The most trusted security is to untrust
The traditional view that the security of our network is guaranteed by firewalls on the perimeter alone, and that everything inside is trustworthy and safe, is simply outdated. Adequate perimeter protection is no longer sufficient against advanced threats, and devices can no longer be trusted just based on which side of the firewall they are located in which zone. The paradigm shift in the IT security industry started years ago, resulting in the Zero Trust model.
According to Zero Trust paradigm, we never trust any resource or device by default, they are always checked, authenticated, and the traffic of all communicating elements is constantly monitored. However, the standardized Zero Trust architecture still has some risks, such as the fact that it is often not enough to identify traffic by its parameters and meta-information (source, destination, protocol, etc.), but it is also necessary to be able to filter traffic by content, even in the case of encrypted traffic.

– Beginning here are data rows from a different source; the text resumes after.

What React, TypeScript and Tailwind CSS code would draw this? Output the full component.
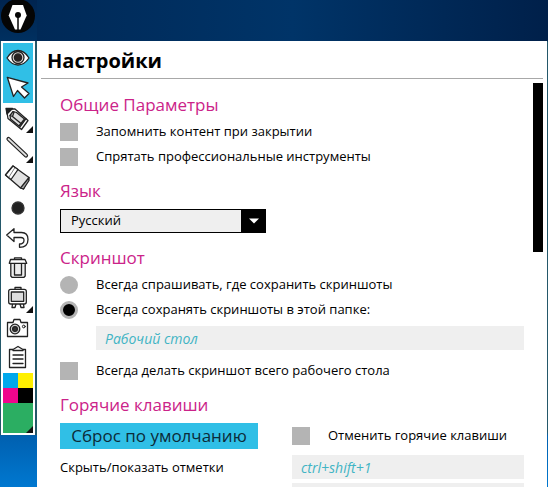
import { useState } from "react";
import type { ComponentProps, ReactNode } from "react";

type Tool = {
  label: string;
  active?: boolean;
  more?: boolean;
  icon: ReactNode;
};

const tools: Tool[] = [
  {
    label: "Показать",
    active: true,
    icon: (
      <>
        <path d="M4 15C7 10 11 7.500 15 7.500S23 10 26 15C23 19.500 19 22 15 22S7 19.500 4 15Z" fill="#fff" />
        <circle cx="15" cy="14.500" r="6" fill="#d8d0cc" />
        <circle cx="15" cy="14.500" r="3.600" fill="#2a2220" />
      </>
    ),
  },
  {
    label: "Курсор",
    active: true,
    icon: <path d="M4.300 4.300L25 10L18.500 14L26 20.500L21.500 25L14.500 17.500L10.500 23.500Z" fill="#fff" />,
  },
  {
    label: "Маркер",
    more: true,
    icon: (
      <>
        <path d="M3.500 6L12 6L25 17.500L18.500 26.500L5 15.500Z" fill="#fff" />
        <path d="M3 5.500H9.500L4 11Z" fill="#222" />
        <path d="M10 8.500L13.500 9.500L21.500 16L16 23L7.500 16L7 12.500Z" fill="#ddd" />
        <path d="M11 9L9.500 13.500L18 20.500M23 15.500L16.500 24.500M9.500 13.500L7 12.500" />
      </>
    ),
  },
  {
    label: "Линия",
    more: true,
    icon: (
      <>
        <path d="M5.500 6L23 22.500" strokeWidth="4.200" />
        <path d="M5.500 6L23 22.500" stroke="#ddd" strokeWidth="1.800" />
      </>
    ),
  },
  {
    label: "Ластик",
    icon: (
      <>
        <path d="M10 3L26 14.500L20.500 26L17.500 25L2.500 12Z" fill="#e2e2e2" />
        <path d="M10 3L15 6.500L8 16.500L2.500 12Z" fill="#fff" />
        <path d="M26 14.500L26 17.500L20.500 26L17.500 25Z" fill="#aaa" />
        <path d="M12 4.500L6 14" strokeWidth="0.600" />
      </>
    ),
  },
  { label: "Точка", icon: <circle cx="15" cy="15" r="6" fill="#222" stroke="#333" /> },
  {
    label: "Отменить",
    icon: (
      <path
        d="M3.700 12L11 5.700V9.500H18.500C22.500 9.500 25 12 25 16.500C25 21.500 22 24.300 16.500 24.300V21C19.500 21 21 19.500 21 17.200C21 15.300 20 14.500 18 14.500H11V18.500Z"
        fill="#fff"
      />
    ),
  },
  {
    label: "Очистить",
    icon: (
      <>
        <path d="M11.500 6.500V4.800H18.500V6.500" />
        <path d="M7.800 10H22.200V23L21 24.300H9L7.800 23Z" fill="#eee" />
        <path d="M7.500 6.500H22L23.700 10.300H6.300Z" fill="#fff" />
        <path d="M11.500 11V22M18.500 11V22M11.500 22H18.500" />
      </>
    ),
  },
  {
    label: "Доска",
    more: true,
    icon: (
      <>
        <path d="M12 6V4.500H18V6M9.500 21L9 24.500H12L13 21M17 21L18 24.500H21L20.500 21" fill="#fff" />
        <rect x="5.700" y="6.300" width="17.600" height="14.700" rx="2" fill="#fff" />
        <rect x="8.300" y="9" width="12.400" height="9.300" fill="#ddd" />
      </>
    ),
  },
  {
    label: "Камера",
    icon: (
      <>
        <path d="M4.500 9.500H10L11 6.500H17L18 9.500H24.500V23.500H4.500Z" fill="#fff" />
        <circle cx="12" cy="16" r="4.800" fill="#ccc" />
        <circle cx="12" cy="16" r="2.400" fill="#333" />
        <circle cx="20.800" cy="13.500" r="1.400" strokeWidth="1" />
      </>
    ),
  },
  {
    label: "Буфер",
    icon: (
      <>
        <path d="M7.500 6.500H10L15 3.500L20 6.500H22.500V24.500H6.500V6.500Z" fill="#fff" />
        <path d="M10 7.500H20M10 12H20M10 16H20M10 20.500H20" />
      </>
    ),
  },
];

function Corner() {
  return (
    <svg viewBox="0 0 7 7" className="absolute right-0 bottom-0 h-[7px] w-[7px]">
      <path d="M7 0V7H0Z" fill="#111" />
    </svg>
  );
}

function Toolbar() {
  return (
    <aside className="flex w-[37px] shrink-0 flex-col">
      <svg viewBox="0 0 37 41" className="h-[41px] w-[37px]">
        <circle cx="18" cy="16" r="17" fill="#050505" />
        <path d="M12.500 5H23L26.700 15.500L20.500 29.500H15L8.700 15.500Z" fill="#fff" />
        <path d="M18 16V30" stroke="#050505" strokeWidth="1.500" />
        <circle cx="18" cy="15" r="3" fill="#050505" />
      </svg>
      <div className="border-r-2 border-l border-[#24586a] bg-white p-[2px]">
        {tools.map((tool) => (
          <button
            key={tool.label}
            aria-label={tool.label}
            className={`relative block h-[30px] w-full ${tool.active ? "bg-[#30bfe6]" : "bg-white"}`}
          >
            <svg
              viewBox="0 0 30 30"
              className="h-[30px] w-[30px]"
              fill="none"
              stroke="#222"
              strokeWidth="1.300"
              strokeLinecap="round"
              strokeLinejoin="round"
            >
              {tool.icon}
            </svg>
            {tool.more && <Corner />}
          </button>
        ))}
        <div className="grid grid-cols-2">
          <button aria-label="Голубой" className="h-[15px] bg-[#00a8ec]" />
          <button aria-label="Жёлтый" className="h-[15px] bg-[#fff000]" />
          <button aria-label="Розовый" className="h-[15px] bg-[#f0058c]" />
          <button aria-label="Чёрный" className="h-[15px] bg-black" />
        </div>
        <button aria-label="Зелёный" className="relative block h-[30px] w-full bg-[#2bae62]">
          <Corner />
        </button>
      </div>
    </aside>
  );
}

function Heading({ children }: { children: ReactNode }) {
  return <h2 className="text-[17px] leading-7 text-[#cb2389]">{children}</h2>;
}

function Check({ children, ...props }: ComponentProps<"input">) {
  return (
    <label className="flex h-[25px] items-center gap-[18px]">
      <input type="checkbox" className="h-[18px] w-[18px] shrink-0 appearance-none bg-[#b4b4b4] checked:bg-black" {...props} />
      <span className="whitespace-nowrap">{children}</span>
    </label>
  );
}

function Radio({ children, ...props }: ComponentProps<"input">) {
  return (
    <label className="flex h-[25px] items-center gap-[18px]">
      <input
        type="radio"
        className="h-[18px] w-[18px] shrink-0 appearance-none rounded-full border-3 border-[#b4b4b4] bg-[#b4b4b4] checked:bg-black"
        {...props}
      />
      <span className="whitespace-nowrap">{children}</span>
    </label>
  );
}

export default function App() {
  const [target, setTarget] = useState("folder");

  return (
    <div className="flex h-screen overflow-hidden bg-[linear-gradient(to_bottom,#002450_0px,#003060_41px,#24586a_42px,#24586a_432px,#0060b0_436px,#0078d0_100%)] font-['Open_Sans','Noto_Sans',sans-serif] text-[13px] text-black">
      <Toolbar />
      <div className="flex min-w-0 flex-1 flex-col">
        <div className="h-[41px] shrink-0 bg-linear-to-r from-[#002957] via-[#003468] to-[#00204a]" />
        <main className="mr-px flex min-h-0 flex-1 flex-col bg-white px-1">
          <h1 className="border-b border-[#a8a8a8] px-[6px] pt-[6px] pb-[3px] text-xl leading-7 font-bold">Настройки</h1>
          <div className="flex min-h-0 flex-1 pt-1">
            <form className="min-w-0 flex-1 overflow-hidden pt-2 pr-[9px] pl-[19px]">
              <section>
                <Heading>Общие Параметры</Heading>
                <Check>Запомнить контент при закрытии</Check>
                <Check>Спрятать профессиональные инструменты</Check>
              </section>

              <section className="pt-2">
                <Heading>
                  <label htmlFor="language">Язык</label>
                </Heading>
                <div className="relative mt-1 w-[206px]">
                  <select id="language" className="block h-6 w-full appearance-none border border-black bg-[#efefef] px-[10px]">
                    <option>Русский</option>
                  </select>
                  <span className="pointer-events-none absolute inset-y-0 right-0 flex w-[25px] items-center justify-center bg-black">
                    <svg viewBox="0 0 10 6" className="h-[6px] w-[10px]">
                      <path d="M0 0.500H10L5 5.500Z" fill="#fff" />
                    </svg>
                  </span>
                </div>
              </section>

              <section className="pt-[11px]">
                <Heading>Скриншот</Heading>
                <Radio name="target" checked={target === "ask"} onChange={() => setTarget("ask")}>
                  Всегда спрашивать, где сохранить скриншоты
                </Radio>
                <Radio name="target" checked={target === "folder"} onChange={() => setTarget("folder")}>
                  Всегда сохранять скриншоты в этой папке:
                </Radio>
                <div className="pt-1 pb-2 pl-9">
                  <input
                    aria-label="Папка для скриншотов"
                    defaultValue="Рабочий стол"
                    className="block h-6 w-full bg-[#efefef] px-[9px] text-sm text-[#41b4c4] italic"
                  />
                </div>
                <Check>Всегда делать скриншот всего рабочего стола</Check>
              </section>

              <section className="pt-2">
                <Heading>Горячие клавиши</Heading>
                <div className="grid grid-cols-2 gap-y-[6px] pt-1">
                  <button type="button" className="h-[26px] w-[198px] bg-[#30bfe6] text-[17px] leading-6 whitespace-nowrap text-[#0c2b38]">
                    Сброс по умолчанию
                  </button>
                  <Check>Отменить горячие клавиши</Check>
                  <label htmlFor="toggle-key" className="leading-6 whitespace-nowrap">
                    Скрыть/показать отметки
                  </label>
                  <div className="flex flex-col gap-1">
                    <input
                      id="toggle-key"
                      defaultValue="ctrl+shift+1"
                      className="block h-6 w-full bg-[#efefef] px-[9px] text-sm text-[#41b4c4] italic"
                    />
                    <input aria-label="Следующая клавиша" className="block h-6 w-full bg-[#efefef] px-[9px]" />
                  </div>
                </div>
              </section>
            </form>
            <div className="h-[169px] w-[10px] shrink-0 bg-black" />
          </div>
        </main>
      </div>
    </div>
  );
}
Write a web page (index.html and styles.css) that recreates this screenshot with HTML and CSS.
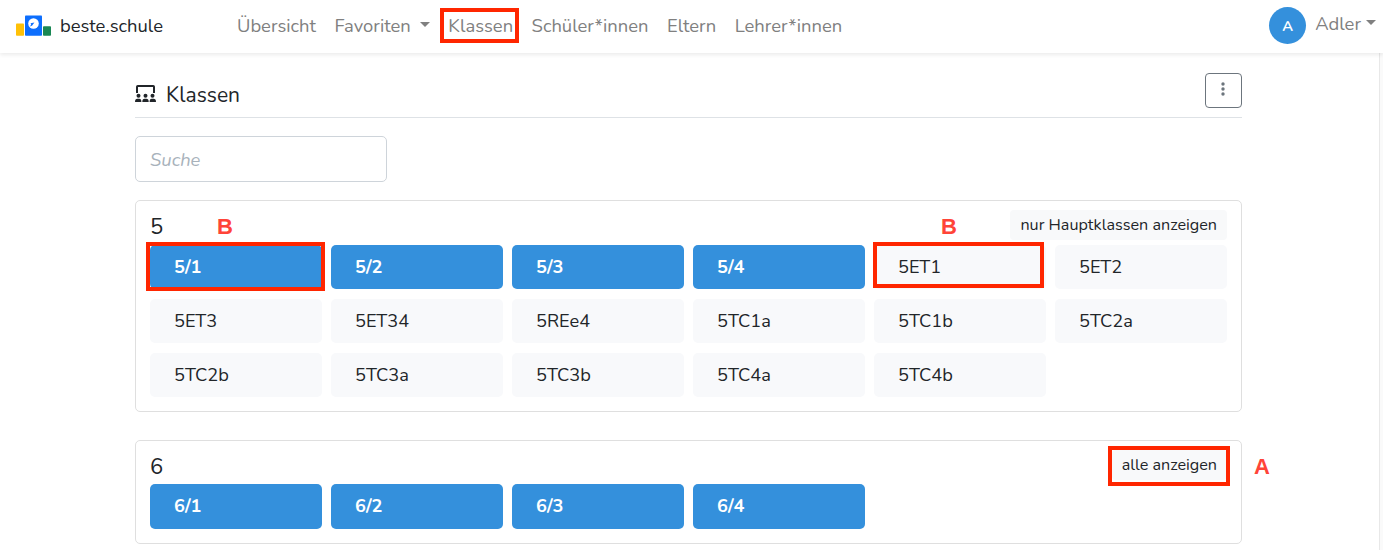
FILE: index.html
```
<!DOCTYPE html>
<html lang="de">
<head>
  <meta charset="UTF-8">
  <title>Klassen - beste.schule</title>
  <link rel="stylesheet" href="styles.css">
</head>
<body>
  <nav class="navbar">
    <a class="brand" href="#">
      <svg class="logo" width="36" height="22" viewBox="0 0 36 22">
        <rect x="0" y="8.5" width="8" height="12.3" rx="0.8" fill="#ffc107"/>
        <rect x="9" y="0.5" width="17" height="20.3" rx="0.8" fill="#0d6efd"/>
        <rect x="27" y="11.3" width="8" height="9.5" rx="0.8" fill="#198754"/>
        <circle cx="17.5" cy="8.5" r="5.3" fill="#fff"/>
        <path d="M18.4 7.5L14.6 8.3L15.1 9.5L14 11.4L16.2 10.6Z" fill="#0d6efd"/>
      </svg>
      <span>beste.schule</span>
    </a>
    <div class="nav-links">
      <a href="#">Übersicht</a>
      <a href="#" class="dropdown">Favoriten</a>
      <a href="#" class="n-klassen marked">Klassen</a>
      <a href="#">Schüler*innen</a>
      <a href="#">Eltern</a>
      <a href="#">Lehrer*innen</a>
    </div>
    <div class="user">
      <span class="avatar">A</span>
      <a href="#" class="dropdown">Adler</a>
    </div>
  </nav>

  <main class="container">
    <header class="page-header">
      <svg class="title-icon" width="21" height="18" viewBox="0 0 21 18" fill="#212529">
        <path d="M1 8V1.8Q1 0 2.8 0H18.2Q20 0 20 1.8V8H18V2H3V8Z"/>
        <circle cx="3.5" cy="10.7" r="2"/>
        <circle cx="10.5" cy="10.7" r="2"/>
        <circle cx="17.5" cy="10.7" r="2"/>
        <path d="M0 17Q0 13.8 2.4 13.8H4.2Q6.4 13.8 6.4 17ZM7.3 17Q7.3 13.8 9.6 13.8H11.4Q13.7 13.8 13.7 17ZM14.6 17Q14.6 13.8 16.8 13.8H18.6Q21 13.8 21 17Z"/>
      </svg>
      <h1>Klassen</h1>
      <button class="menu-btn" aria-label="Menü">
        <svg width="4" height="14" viewBox="0 0 4 14" fill="#6c757d">
          <circle cx="2" cy="2" r="1.7"/>
          <circle cx="2" cy="7" r="1.7"/>
          <circle cx="2" cy="12" r="1.7"/>
        </svg>
      </button>
    </header>

    <input class="search" type="text" placeholder="Suche">

    <section class="card">
      <div class="card-head">
        <h2>5</h2>
        <button class="toggle">nur Hauptklassen anzeigen</button>
      </div>
      <div class="grid">
        <a href="#" class="tile primary marked">5/1</a>
        <a href="#" class="tile primary">5/2</a>
        <a href="#" class="tile primary">5/3</a>
        <a href="#" class="tile primary">5/4</a>
        <a href="#" class="tile marked">5ET1</a>
        <a href="#" class="tile">5ET2</a>
        <a href="#" class="tile">5ET3</a>
        <a href="#" class="tile">5ET34</a>
        <a href="#" class="tile">5REe4</a>
        <a href="#" class="tile">5TC1a</a>
        <a href="#" class="tile">5TC1b</a>
        <a href="#" class="tile">5TC2a</a>
        <a href="#" class="tile">5TC2b</a>
        <a href="#" class="tile">5TC3a</a>
        <a href="#" class="tile">5TC3b</a>
        <a href="#" class="tile">5TC4a</a>
        <a href="#" class="tile">5TC4b</a>
      </div>
      <span class="note note-b1">B</span>
      <span class="note note-b2">B</span>
    </section>

    <section class="card card-6">
      <div class="card-head">
        <h2>6</h2>
        <button class="toggle t-all marked">alle anzeigen</button>
      </div>
      <div class="grid">
        <a href="#" class="tile primary">6/1</a>
        <a href="#" class="tile primary">6/2</a>
        <a href="#" class="tile primary">6/3</a>
        <a href="#" class="tile primary">6/4</a>
      </div>
      <span class="note note-a">A</span>
    </section>
  </main>
</body>
</html>
```
FILE: styles.css
```
* {
  box-sizing: border-box;
}
html {
  height: 100%;
  overflow: hidden;
}
body {
  font-family: Nunito, 'Open Sans', 'Noto Sans', sans-serif;
  font-size: 18.4px;
  color: #212529;
  height: 100%;
  margin: 0;
  padding-right: 3px;
  background: linear-gradient(#e8e8e8, #e8e8e8) right 3px top / 1px 100% no-repeat, linear-gradient(#fafafa, #fafafa) right top / 3px 100% no-repeat, #fff;
}
a {
  color: inherit;
  text-decoration: none;
}
h1, h2 {
  margin: 0;
  font-weight: 400;
}
.navbar {
  position: relative;
  display: flex;
  align-items: center;
  height: 53px;
  margin-right: -3px;
  padding: 0 7px 2px 16px;
  background: #fff;
  box-shadow: 0 2px 4px rgba(0,0,0,0.08);
}
.brand {
  display: flex;
  align-items: center;
  width: 221px;
  gap: 8px;
}
.nav-links {
  display: flex;
  flex: 1;
  gap: 18.5px;
  color: #808080;
}
.nav-links a {
  white-space: nowrap;
}
.dropdown::after {
  content: "";
  display: inline-block;
  margin-left: 9px;
  vertical-align: 5px;
  border-top: 5px solid;
  border-left: 5px solid transparent;
  border-right: 5px solid transparent;
}
.user {
  display: flex;
  align-items: center;
  gap: 9px;
  color: #808080;
}
.user .dropdown {
  padding-bottom: 4px;
}
.user .dropdown::after {
  margin-left: 5px;
}
.avatar {
  width: 37px;
  height: 37px;
  border-radius: 50%;
  background: #3490dc;
  color: #fff;
  font-size: 14.5px;
  font-weight: 700;
  line-height: 38px;
  text-align: center;
}
.container {
  width: 1107px;
  margin-left: 135px;
}
.page-header {
  display: flex;
  align-items: center;
  height: 65px;
  padding-top: 10px;
  border-bottom: 1px solid #dee2e6;
}
.title-icon {
  margin-top: 8px;
}
.page-header h1 {
  flex: 1;
  margin: 9px 0 0 10px;
  font-size: 21px;
}
.menu-btn {
  width: 37px;
  height: 35px;
  padding: 0 1px 0 0;
  background: #fff;
  border: 1px solid #6c757d;
  border-radius: 4px;
}
.search {
  display: block;
  width: 252px;
  height: 46px;
  margin: 18px 0;
  padding: 0 14px;
  border: 1px solid #ced4da;
  border-radius: 5px;
  font: inherit;
}
.search::placeholder {
  color: #a8b2bb;
  font-style: italic;
}
.card {
  position: relative;
  height: 212px;
  margin-bottom: 28px;
  padding: 9px 14px;
  border: 1px solid #dfdfdf;
  border-radius: 5px;
}
.card-6 {
  height: 104px;
}
.card-head {
  display: flex;
  justify-content: space-between;
  height: 35px;
}
.card-head h2 {
  font-size: 22px;
  line-height: 35px;
}
.toggle {
  height: 30px;
  padding: 0 10px;
  border: 0;
  border-radius: 4px;
  background: #f8f9fa;
  color: #212529;
  font-family: inherit;
  font-size: 16.15px;
  white-space: nowrap;
}
.grid {
  display: grid;
  grid-template-columns: repeat(6, 172px);
  grid-auto-rows: 44px;
  gap: 10px 9px;
}
.card-6 .card-head {
  height: 34px;
}
.card-6 .grid {
  grid-auto-rows: 45px;
}
.tile {
  padding-left: 24px;
  border-radius: 5px;
  background: #f8f9fb;
  font-size: 18.2px;
  line-height: 44px;
}
.tile.primary {
  background: #3490dc;
  color: #fff;
  font-weight: 700;
  line-height: 45px;
}

/* red frames and letters */
.marked {
  position: relative;
}
.marked::before {
  content: "";
  position: absolute;
  border: 4px solid #ff2600;
}
.n-klassen::before {
  inset: -5px -6px -5px -8px;
}
.tile.marked::before {
  inset: -3px 2px 1px -1px;
}
.tile.primary.marked::before {
  inset: -3px -3px -2px -4px;
}
.t-all::before {
  inset: -4px -3px -6px -4px;
}
.note {
  position: absolute;
  color: #ff4438;
  font: bold 22px 'Liberation Sans', sans-serif;
}
.note-b1 {
  top: 13px;
  left: 81px;
}
.note-b2 {
  top: 13px;
  left: 805px;
}
.note-a {
  top: 13px;
  left: 1118px;
}
```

The activity and external communication of a targeted ransomware can be made visible with endpoint protection, firewalls, in several cases DNS security. But a security toolkit of separate elements alone is not enough either. The components must be integrated to achieve the level of visibility, anomaly detection and event correlation that is essential to thwart such a targeted attack.
Most vendors already have integrated solutions that can serve on-prem, hybrid or pure cloud systems. For threat mitigation, cloud services from large vendors – more recently supported by AI – are essential to provide the right level of protection (detection, analysis, zero-day vulnerabilities).
Life Cycle of Cyber Attacks
Targeted, intrusive cyber attacks have their own typical lifecycle, the phases and sub-activities of which are categorized into the following points according to the Lockheed Martin Intrusion Kill Chain model:
1. Reconnaisance (getting to know the target, identifying vulnerabilities)
2. Weaponization (preparation of codes and manipulations that enable penetration and successful attack)
3. Delivery (delivery of attacking agents to target systems)
4. Exploitation (exploiting vulnerabilities for communication, code execution, etc.)
5. Installation (installing malicious programs on infected devices)
6. Command & Control (C2; remote control of bots to coordinate attacks, receive data leaks, distribute malicious code, etc.)
7. Actions on Objectives (execution of subtasks of the attack, e.g. lateral movement, data theft, file encryption, hijacking traffic, etc.)
Countermeasures to protect the corporate network and prevent data leak should cover each stage of a cyber kill chain, to protect against cyber attacks, as well as to detect and mitigate ongoing incidents. Among these, we will only highlight here how to detect traffic generated by malware that has already entered our network.
Once cyber criminals installed their malwares, the malicious programs will try to establish a Command & Control (C2) channel in order to communicate and pass data back and forth between the infected devices and their own infrastructure.
Next-generation firewalls (NGFW) and their new capabilities, such as Advanced Threat Prevention (ATP), help detect and block malicious traffic in the following ways:
– Monitor and inspect all traffic between zones and enforce user access and application control for secure zones. Traffic must always be person/device bound, and the firewall can inspect not only L3/L4 headers, but also packet payloads.
– Block outbound C2 communication and the upload of file and data samples (e.g. bank account number) to prevent data leakage.
– Redirect harmful outbound traffic to the internal sinkhole to identify and isolate the infected host.
– Block outbound communication to known malicious domains through URL filtering.